Stated problem: Report, word for word, every line of the material that contains "page".

Entries shown:
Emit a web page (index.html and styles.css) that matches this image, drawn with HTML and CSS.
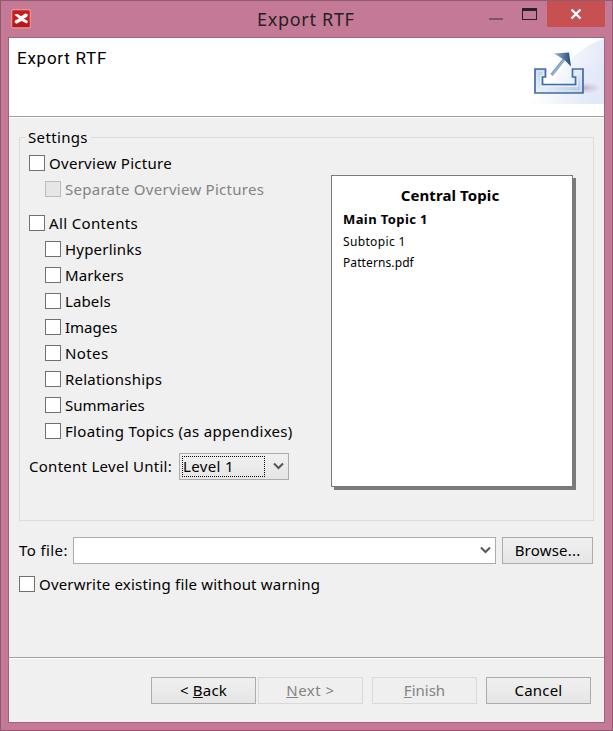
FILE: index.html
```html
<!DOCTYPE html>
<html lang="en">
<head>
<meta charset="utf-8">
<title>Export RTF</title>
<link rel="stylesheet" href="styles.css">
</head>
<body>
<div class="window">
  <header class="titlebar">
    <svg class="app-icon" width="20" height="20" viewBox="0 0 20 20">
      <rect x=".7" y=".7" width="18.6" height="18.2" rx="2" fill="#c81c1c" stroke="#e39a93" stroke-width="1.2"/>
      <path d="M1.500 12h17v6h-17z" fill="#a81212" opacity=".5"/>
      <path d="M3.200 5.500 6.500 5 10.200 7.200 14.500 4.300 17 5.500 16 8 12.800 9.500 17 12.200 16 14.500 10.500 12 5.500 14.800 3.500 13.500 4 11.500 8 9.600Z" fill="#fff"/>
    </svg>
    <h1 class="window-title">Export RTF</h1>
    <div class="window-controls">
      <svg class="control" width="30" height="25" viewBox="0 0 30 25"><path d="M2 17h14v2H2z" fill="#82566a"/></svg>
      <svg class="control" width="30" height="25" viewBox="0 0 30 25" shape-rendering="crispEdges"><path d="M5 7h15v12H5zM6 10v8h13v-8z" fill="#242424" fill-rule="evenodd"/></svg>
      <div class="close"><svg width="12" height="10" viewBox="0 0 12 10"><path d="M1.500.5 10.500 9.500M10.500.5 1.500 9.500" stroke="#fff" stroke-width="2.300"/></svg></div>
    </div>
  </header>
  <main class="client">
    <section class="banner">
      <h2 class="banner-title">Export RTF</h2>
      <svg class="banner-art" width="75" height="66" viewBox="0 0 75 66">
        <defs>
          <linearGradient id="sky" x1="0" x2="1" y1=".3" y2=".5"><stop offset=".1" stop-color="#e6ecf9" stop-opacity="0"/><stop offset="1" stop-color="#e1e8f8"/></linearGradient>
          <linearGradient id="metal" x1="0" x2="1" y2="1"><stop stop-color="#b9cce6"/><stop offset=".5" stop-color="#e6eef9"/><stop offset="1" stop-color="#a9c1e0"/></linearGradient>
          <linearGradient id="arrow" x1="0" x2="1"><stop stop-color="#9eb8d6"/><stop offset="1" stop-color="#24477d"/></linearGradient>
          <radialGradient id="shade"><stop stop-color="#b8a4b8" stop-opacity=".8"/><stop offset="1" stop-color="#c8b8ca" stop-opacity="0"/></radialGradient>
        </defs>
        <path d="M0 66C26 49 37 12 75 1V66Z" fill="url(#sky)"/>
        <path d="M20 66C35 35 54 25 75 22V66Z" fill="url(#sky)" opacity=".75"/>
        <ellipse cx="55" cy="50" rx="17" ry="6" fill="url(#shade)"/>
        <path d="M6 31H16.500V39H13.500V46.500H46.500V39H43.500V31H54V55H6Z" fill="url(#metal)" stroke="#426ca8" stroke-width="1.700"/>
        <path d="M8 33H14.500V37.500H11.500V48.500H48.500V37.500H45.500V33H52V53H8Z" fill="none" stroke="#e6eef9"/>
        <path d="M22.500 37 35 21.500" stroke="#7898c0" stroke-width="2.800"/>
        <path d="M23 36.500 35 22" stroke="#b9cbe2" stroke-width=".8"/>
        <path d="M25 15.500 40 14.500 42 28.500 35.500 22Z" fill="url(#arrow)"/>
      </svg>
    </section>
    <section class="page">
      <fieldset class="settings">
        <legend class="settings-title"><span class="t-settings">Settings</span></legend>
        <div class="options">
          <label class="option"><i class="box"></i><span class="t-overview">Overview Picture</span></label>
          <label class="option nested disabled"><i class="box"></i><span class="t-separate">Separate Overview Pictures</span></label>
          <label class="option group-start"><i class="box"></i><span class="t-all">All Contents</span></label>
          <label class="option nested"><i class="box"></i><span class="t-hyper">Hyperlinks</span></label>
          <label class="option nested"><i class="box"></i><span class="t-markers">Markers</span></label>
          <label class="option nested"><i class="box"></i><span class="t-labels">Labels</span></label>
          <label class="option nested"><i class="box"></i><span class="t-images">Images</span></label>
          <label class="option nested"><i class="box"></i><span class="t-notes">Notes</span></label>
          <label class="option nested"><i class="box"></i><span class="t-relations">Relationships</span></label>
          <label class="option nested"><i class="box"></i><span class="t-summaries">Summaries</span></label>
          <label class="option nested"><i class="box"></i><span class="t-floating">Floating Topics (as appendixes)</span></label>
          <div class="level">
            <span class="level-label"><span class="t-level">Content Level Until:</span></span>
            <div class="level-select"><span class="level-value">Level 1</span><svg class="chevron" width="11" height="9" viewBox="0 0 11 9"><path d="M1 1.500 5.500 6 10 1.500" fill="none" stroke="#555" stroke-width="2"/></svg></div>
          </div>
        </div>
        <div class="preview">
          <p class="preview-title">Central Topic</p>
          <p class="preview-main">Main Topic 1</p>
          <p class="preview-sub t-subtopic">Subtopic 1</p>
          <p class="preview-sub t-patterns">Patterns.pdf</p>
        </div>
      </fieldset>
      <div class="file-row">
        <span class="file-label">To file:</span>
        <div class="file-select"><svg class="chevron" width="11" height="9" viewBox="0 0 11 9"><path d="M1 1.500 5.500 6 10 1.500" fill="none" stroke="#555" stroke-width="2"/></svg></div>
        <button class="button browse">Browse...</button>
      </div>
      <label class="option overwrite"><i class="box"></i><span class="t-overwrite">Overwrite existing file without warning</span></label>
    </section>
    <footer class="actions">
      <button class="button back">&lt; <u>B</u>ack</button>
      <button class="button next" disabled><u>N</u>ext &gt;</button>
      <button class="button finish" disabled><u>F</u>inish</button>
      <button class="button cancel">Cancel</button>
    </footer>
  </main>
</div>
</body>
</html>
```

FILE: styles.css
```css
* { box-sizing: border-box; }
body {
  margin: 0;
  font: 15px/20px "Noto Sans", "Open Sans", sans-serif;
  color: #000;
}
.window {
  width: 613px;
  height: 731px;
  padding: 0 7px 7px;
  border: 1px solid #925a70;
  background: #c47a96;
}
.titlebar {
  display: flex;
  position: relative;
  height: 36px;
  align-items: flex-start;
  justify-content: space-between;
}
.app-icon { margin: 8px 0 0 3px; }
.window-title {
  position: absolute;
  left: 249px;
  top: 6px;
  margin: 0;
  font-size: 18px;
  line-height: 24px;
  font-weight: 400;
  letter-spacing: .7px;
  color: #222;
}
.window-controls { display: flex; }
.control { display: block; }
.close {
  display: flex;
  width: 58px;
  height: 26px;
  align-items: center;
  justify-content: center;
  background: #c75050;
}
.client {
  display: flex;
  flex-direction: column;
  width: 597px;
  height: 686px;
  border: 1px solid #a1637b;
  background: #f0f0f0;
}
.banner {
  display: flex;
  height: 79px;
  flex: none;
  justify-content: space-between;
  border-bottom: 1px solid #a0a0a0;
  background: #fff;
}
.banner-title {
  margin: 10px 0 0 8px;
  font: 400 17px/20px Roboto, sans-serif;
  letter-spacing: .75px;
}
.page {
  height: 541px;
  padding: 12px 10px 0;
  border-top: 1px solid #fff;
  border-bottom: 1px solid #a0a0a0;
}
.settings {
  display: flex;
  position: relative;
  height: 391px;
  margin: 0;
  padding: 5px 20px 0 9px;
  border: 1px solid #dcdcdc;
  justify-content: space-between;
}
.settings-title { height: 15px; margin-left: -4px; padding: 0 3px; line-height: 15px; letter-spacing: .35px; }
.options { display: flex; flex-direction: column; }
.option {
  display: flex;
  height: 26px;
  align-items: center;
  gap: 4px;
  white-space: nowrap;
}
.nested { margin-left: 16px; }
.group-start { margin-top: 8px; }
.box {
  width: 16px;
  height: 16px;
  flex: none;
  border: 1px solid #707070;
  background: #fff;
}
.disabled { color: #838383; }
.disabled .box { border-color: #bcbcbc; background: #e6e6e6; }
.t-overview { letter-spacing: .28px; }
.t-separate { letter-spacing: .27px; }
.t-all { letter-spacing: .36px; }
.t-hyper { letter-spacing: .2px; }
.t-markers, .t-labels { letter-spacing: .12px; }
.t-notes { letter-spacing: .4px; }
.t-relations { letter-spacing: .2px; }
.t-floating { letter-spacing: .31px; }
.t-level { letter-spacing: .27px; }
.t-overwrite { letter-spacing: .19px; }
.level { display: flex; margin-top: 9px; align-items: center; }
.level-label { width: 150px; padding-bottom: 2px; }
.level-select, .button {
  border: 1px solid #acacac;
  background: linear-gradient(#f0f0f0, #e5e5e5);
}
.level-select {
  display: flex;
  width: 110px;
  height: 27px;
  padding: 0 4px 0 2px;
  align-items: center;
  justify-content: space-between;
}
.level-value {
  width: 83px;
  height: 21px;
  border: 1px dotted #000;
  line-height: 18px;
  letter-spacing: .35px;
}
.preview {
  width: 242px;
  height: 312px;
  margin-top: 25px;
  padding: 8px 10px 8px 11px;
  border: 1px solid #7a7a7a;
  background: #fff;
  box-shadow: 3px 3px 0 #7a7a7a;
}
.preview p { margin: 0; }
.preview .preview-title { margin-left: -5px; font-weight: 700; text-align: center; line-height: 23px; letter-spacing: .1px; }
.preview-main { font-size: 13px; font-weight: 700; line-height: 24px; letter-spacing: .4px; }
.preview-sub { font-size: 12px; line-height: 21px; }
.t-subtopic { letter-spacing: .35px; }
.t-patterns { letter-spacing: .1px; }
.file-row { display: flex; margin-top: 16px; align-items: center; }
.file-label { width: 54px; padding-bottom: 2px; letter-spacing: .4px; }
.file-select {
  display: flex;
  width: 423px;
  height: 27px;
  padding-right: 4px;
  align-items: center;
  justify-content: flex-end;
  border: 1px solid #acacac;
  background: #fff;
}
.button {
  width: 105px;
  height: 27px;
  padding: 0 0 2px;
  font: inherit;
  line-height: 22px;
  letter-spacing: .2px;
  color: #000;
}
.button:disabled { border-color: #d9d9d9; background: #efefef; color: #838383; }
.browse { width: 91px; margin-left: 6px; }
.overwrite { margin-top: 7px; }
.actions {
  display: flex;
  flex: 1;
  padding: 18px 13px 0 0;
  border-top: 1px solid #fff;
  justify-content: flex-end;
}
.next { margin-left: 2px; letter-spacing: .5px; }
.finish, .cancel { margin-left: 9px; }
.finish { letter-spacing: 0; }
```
--
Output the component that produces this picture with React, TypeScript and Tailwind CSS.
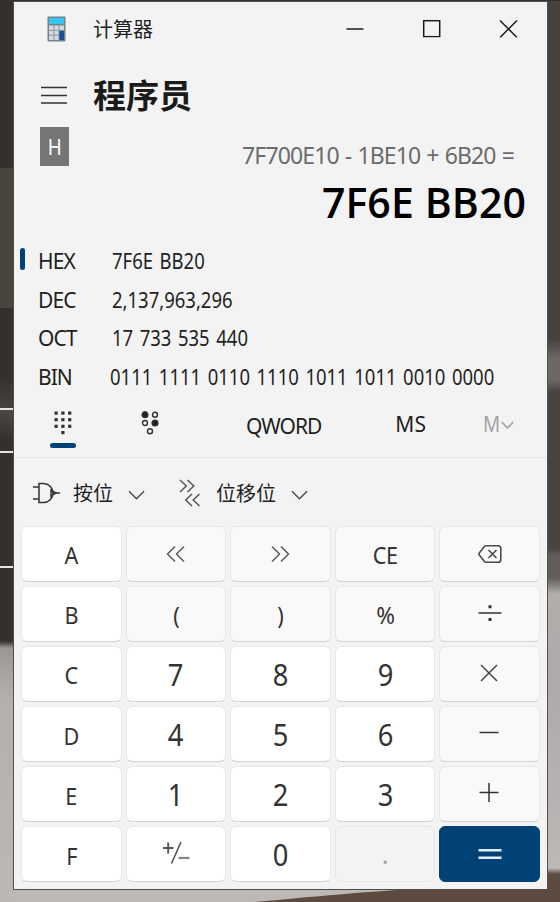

The response:
Emit a web page (index.html and styles.css) that matches this image, drawn with HTML and CSS.
    <section class="page">
.page {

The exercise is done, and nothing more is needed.